Being a National level football player, it was one such day when he got home, exhausted and weary, asking his mother for his staple evening snack. “I don’t think the dish has a name. It had a banana, sprinkled with sugar, and fried between two pieces of bread. Let’s call it my mothers banana sandwich,” laughs Roshan.
“I had once found a strand of her hair in the sandwich. I also saw my mother with a black scarf, covering her head. When I asked her to remove it, I was astounded to see her bald. I knew then that she was ailing,” narrates the artiste, who was 15 years old back then.
He vividly remembers his mother’s agony having one breast removed, the other blackened, and her conversations with his father.
“I would hate seeing my relatives and neighbours come home and see my mother so vulnerable. She used to ask me to sleep beside her at night, but I would not go close to her. She had also asked my father to remarry as she believed her days were numbered,” recounts Roshan, whose father stayed alongside his mother till her last.
The story also touches upon his specially-abled younger brother who suffers from Delayed Milestone and his tender mind running around-playing while his mother lay dead before her final rites.
“I am dedicating this performance to my late mother, a day before my birthday. I want people to know how much it can mean to somebody if you care for them when they are still around. It is also with a hope that I get to move on to the next phase of my life after sharing this part of my reality,” adds Roshan.
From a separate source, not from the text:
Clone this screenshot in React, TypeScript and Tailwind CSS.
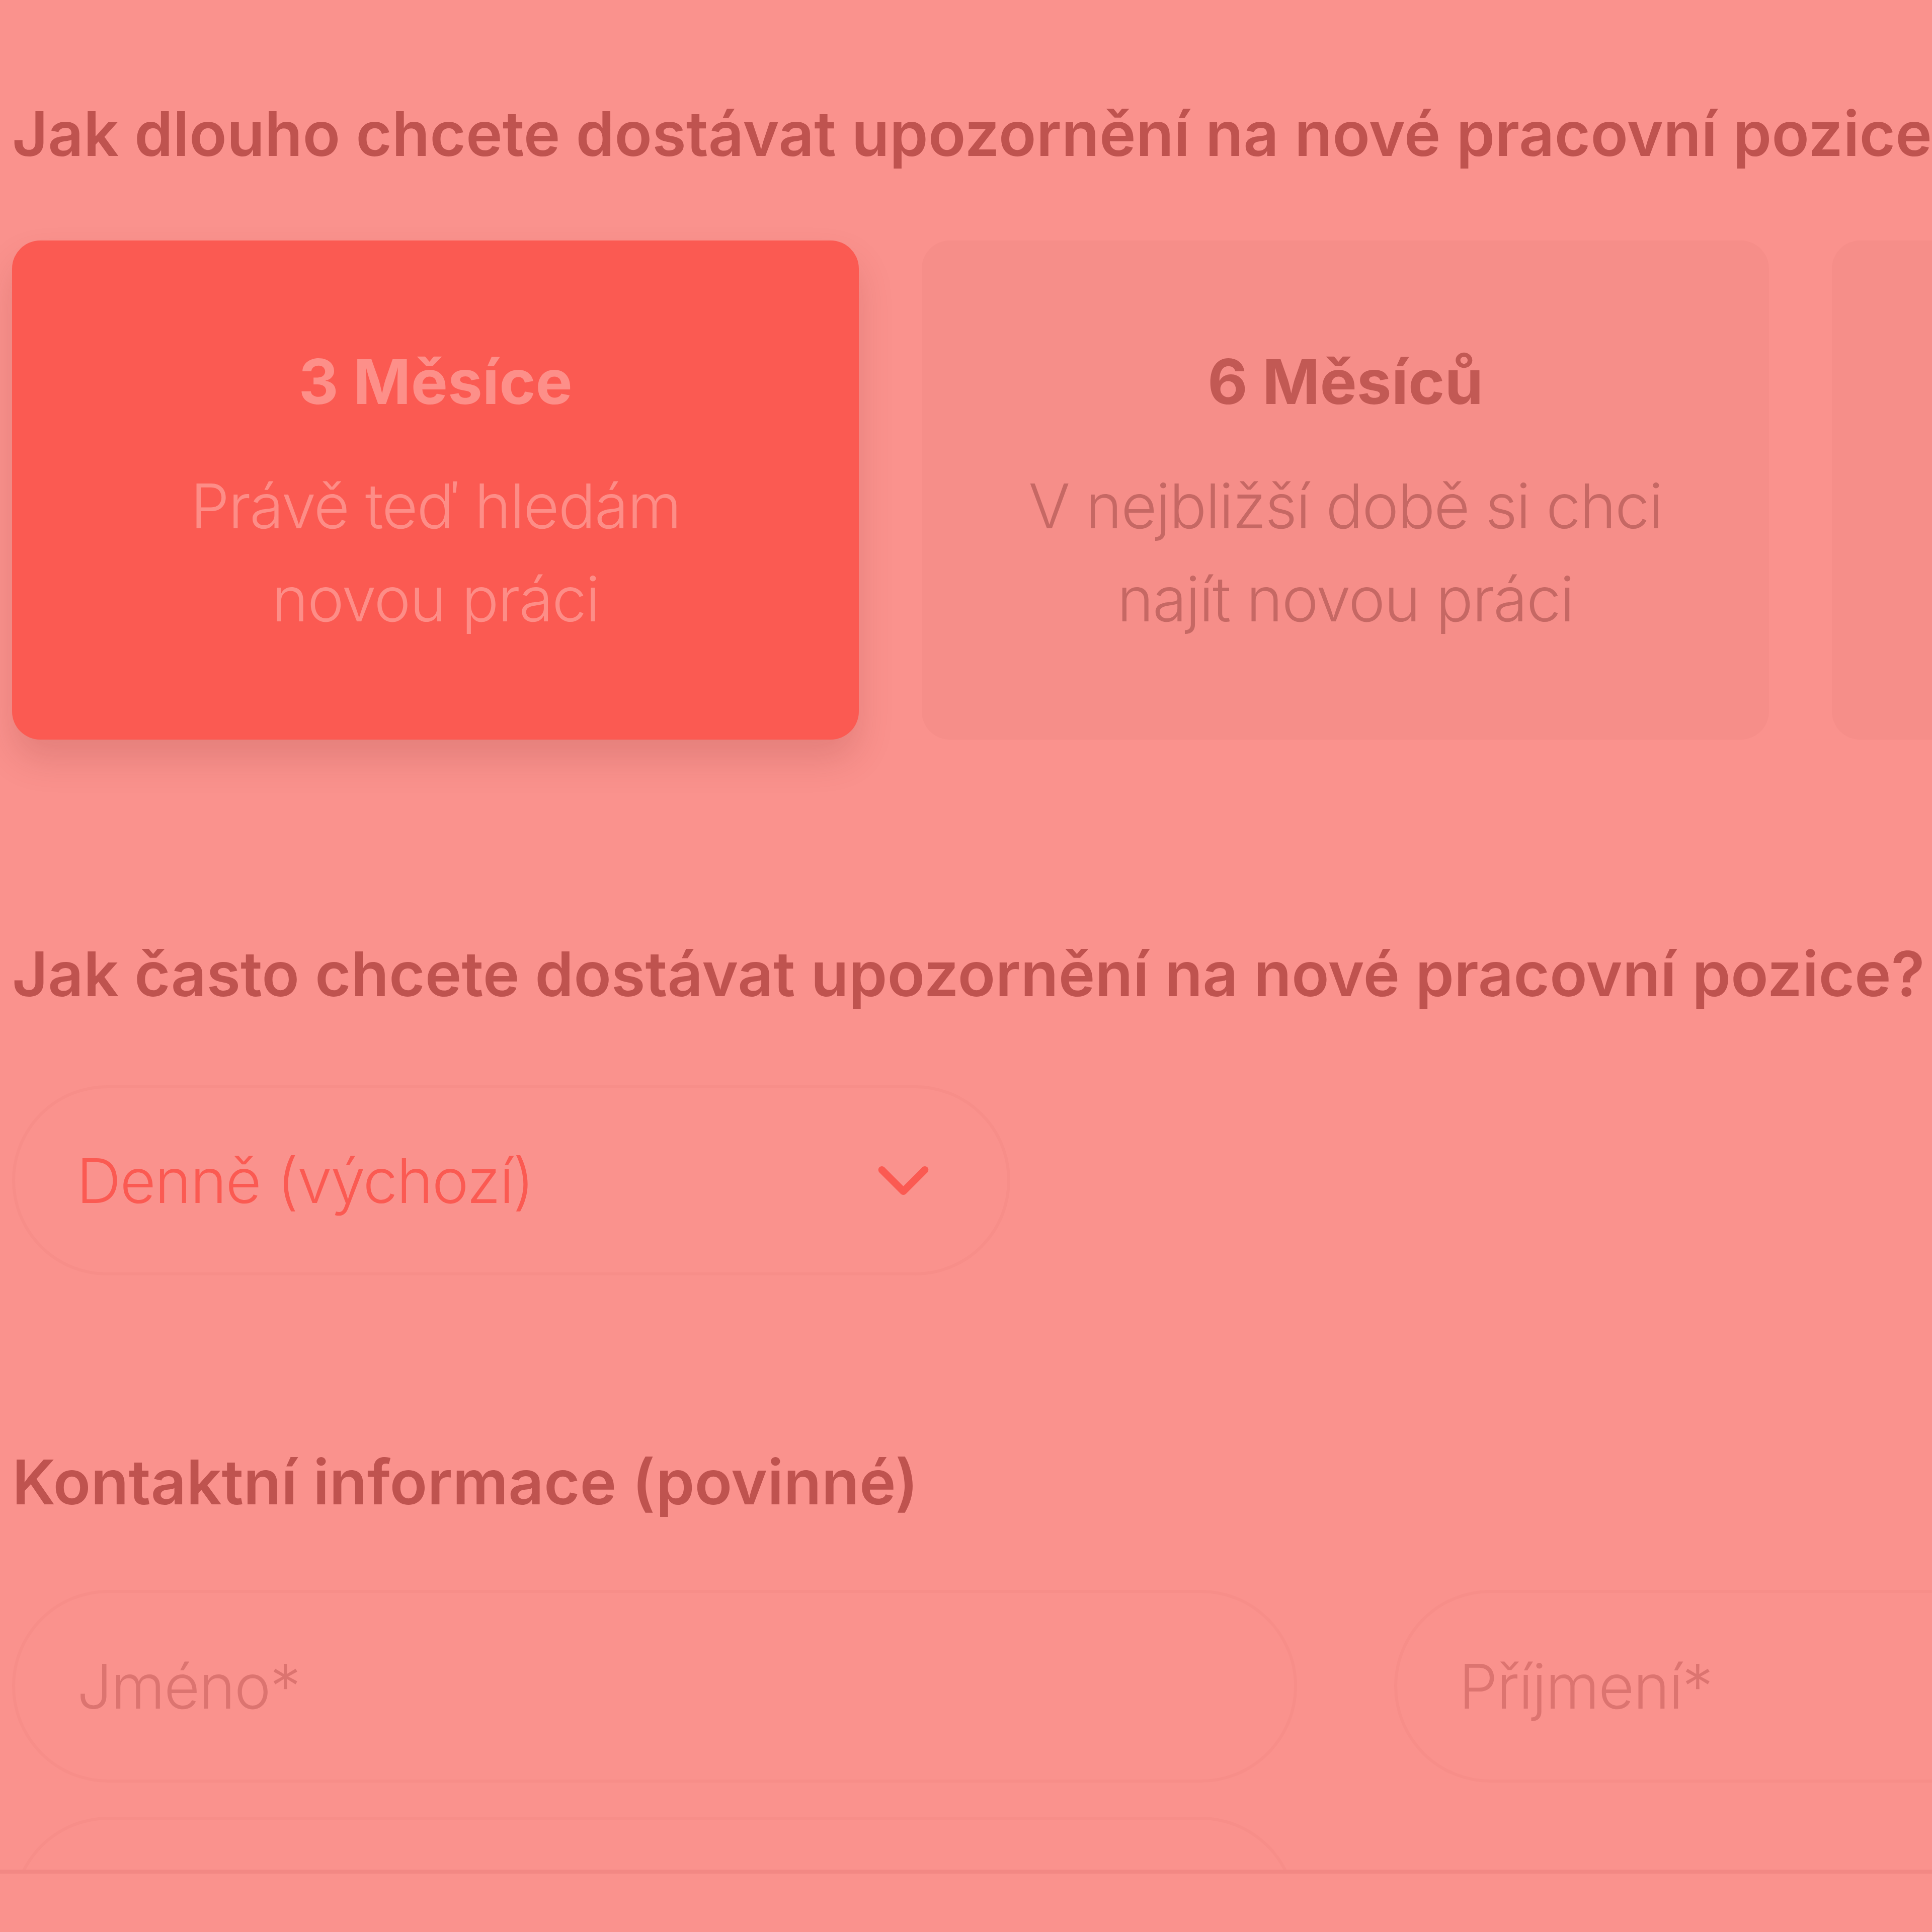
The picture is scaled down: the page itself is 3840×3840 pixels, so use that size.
import React from 'react';
import { ChevronDown } from 'lucide-react';

interface DurationOption {
  id: string;
  title: string;
  lines: string[];
}

const durations: DurationOption[] = [
  { id: '3m', title: '3 Měsíce', lines: ['Právě teď hledám', 'novou práci'] },
  { id: '6m', title: '6 Měsíců', lines: ['V nejbližší době si chci', 'najít novou práci'] },
  { id: '12m', title: '12 Měsíců', lines: ['Zatím se jen', 'rozhlížím'] },
];

function DurationCard({ option, selected }: { option: DurationOption; selected: boolean }) {
  return (
    <div
      className={
        selected
          ? 'flex h-[992px] flex-col items-center justify-center rounded-[56px] bg-[#fb5a52] text-center shadow-[0_40px_70px_rgba(120,30,30,0.16)]'
          : 'flex h-[992px] flex-col items-center justify-center rounded-[56px] bg-[#f68e89] text-center'
      }
    >
      <div
        className={
          selected
            ? 'text-[123px] font-bold leading-[185px] text-[#fd8f89]'
            : 'text-[123px] font-bold leading-[185px] text-[#c25954]'
        }
      >
        {option.title}
      </div>
      <div
        className={
          selected
            ? 'mt-[62px] text-[123px] font-light leading-[185px] tracking-[-2px] text-[#fd8d87]'
            : 'mt-[62px] text-[123px] font-light leading-[185px] tracking-[-2px] text-[#c66864]'
        }
      >
        {option.lines.map((line) => (
          <div key={line} className="whitespace-nowrap">
            {line}
          </div>
        ))}
      </div>
    </div>
  );
}

export default function App() {
  return (
    <div className="relative h-[3840px] w-[3840px] overflow-hidden bg-[#fa928d] font-['Inter',sans-serif]">
      <div className="ml-[24px] w-[5300px] pt-[173px]">
        {/* Duration */}
        <h2 className="whitespace-nowrap text-[123px] font-semibold leading-[185px] text-[#bf534f]">
          Jak dlouho chcete dostávat upozornění na nové pracovní pozice?
        </h2>
        <div className="mt-[120px] grid grid-cols-3 gap-[125px]">
          {durations.map((d, i) => (
            <DurationCard key={d.id} option={d} selected={i === 0} />
          ))}
        </div>

        {/* Frequency */}
        <h2 className="mt-[373px] whitespace-nowrap text-[123px] font-semibold leading-[185px] text-[#bf534f]">
          Jak často chcete dostávat upozornění na nové pracovní pozice?
        </h2>
        <div className="mt-[129px] flex h-[378px] w-[1984px] items-center justify-between rounded-full border-[6px] border-[#f78e89] pl-[122px] pr-[121px]">
          <span className="text-[123px] font-light leading-[185px] tracking-[-2px] text-[#fb5a52]">Denně (výchozí)</span>
          <ChevronDown size={171} strokeWidth={2} className="text-[#fb5a52]" />
        </div>

        {/* Contact */}
        <h2 className="mt-[318px] whitespace-nowrap text-[123px] font-semibold leading-[185px] text-[#bf534f]">
          Kontaktní informace (povinné)
        </h2>
        <div className="mt-[122px] grid grid-cols-2 gap-x-[193px] gap-y-[68px]">
          <div className="flex h-[383px] items-center rounded-full border-[6px] border-[#f78e89] px-[123px]">
            <span className="text-[123px] font-light leading-[185px] tracking-[-2px] text-[#dc7470]">Jméno*</span>
          </div>
          <div className="flex h-[383px] items-center rounded-full border-[6px] border-[#f78e89] px-[123px]">
            <span className="text-[123px] font-light leading-[185px] tracking-[-2px] text-[#dc7470]">Příjmení*</span>
          </div>
          <div className="flex h-[383px] items-center rounded-full border-[6px] border-[#f78e89] px-[123px]">
            <span className="text-[123px] font-light leading-[185px] tracking-[-2px] text-[#dc7470]">E-mail*</span>
          </div>
        </div>
      </div>

      {/* Sticky footer */}
      <div className="absolute bottom-0 left-0 right-0 h-[124px] border-t-[8px] border-[#f28884] bg-[#fa928d]" />
    </div>
  );
}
The story which the 26-year-old AR caller delineates, has a lot to do with his reality, and little to his young visionary mind, which still seeks out answers to his father’s past.
‘What did my father do during his 28 days in custody’? Is a question that Pravin has, right from when he was 12. His mother passing away at a young age made him depend on his father and his aunt, who told him very little about his father.
“He was a financier who at the time was in huge debt. Seeing cops swamp my home when I was in class six was frightening,” elucidates Pravin, who is also a theatre artiste at Theatrekaran.
He had witnessed his father’s extreme helplessness. Feeble himself, he was admitted to a hostel, far from his house, which was home, no more. “I would see him rushing to hide in places around our house- in our mango and coconut farms whenever there was a ring at the door,” the artiste adds.
Twiddling his thumb, awaiting for his father to take him back home, with plans for his summer break, Pravin was left alone where he learned about his father’s arrest by the ‘bad guys’ in uniform, which was what his childlike mind could perceive.
“After one and half years of hiding, my father finally surrendered and was kept in custody for 28 days. As his son, I am still inquisitive to know what happened to his work which got him in the situation of debt and how he managed to hide for a long time,” explains Pravin.
The story of his father is something which the theatre artiste wants people to know. “In this story, I am a kid who narrates the glimpses of his father’s world, a kid who now sees his father in a new light. It is also about a father’s warmth, and his attempts to keep his son safe, through his hardships.
Pravin’s story will end with a reckoning dubiety of whether his curiosity to know his father’s life will ever be fulfilled or is there more for him to explore.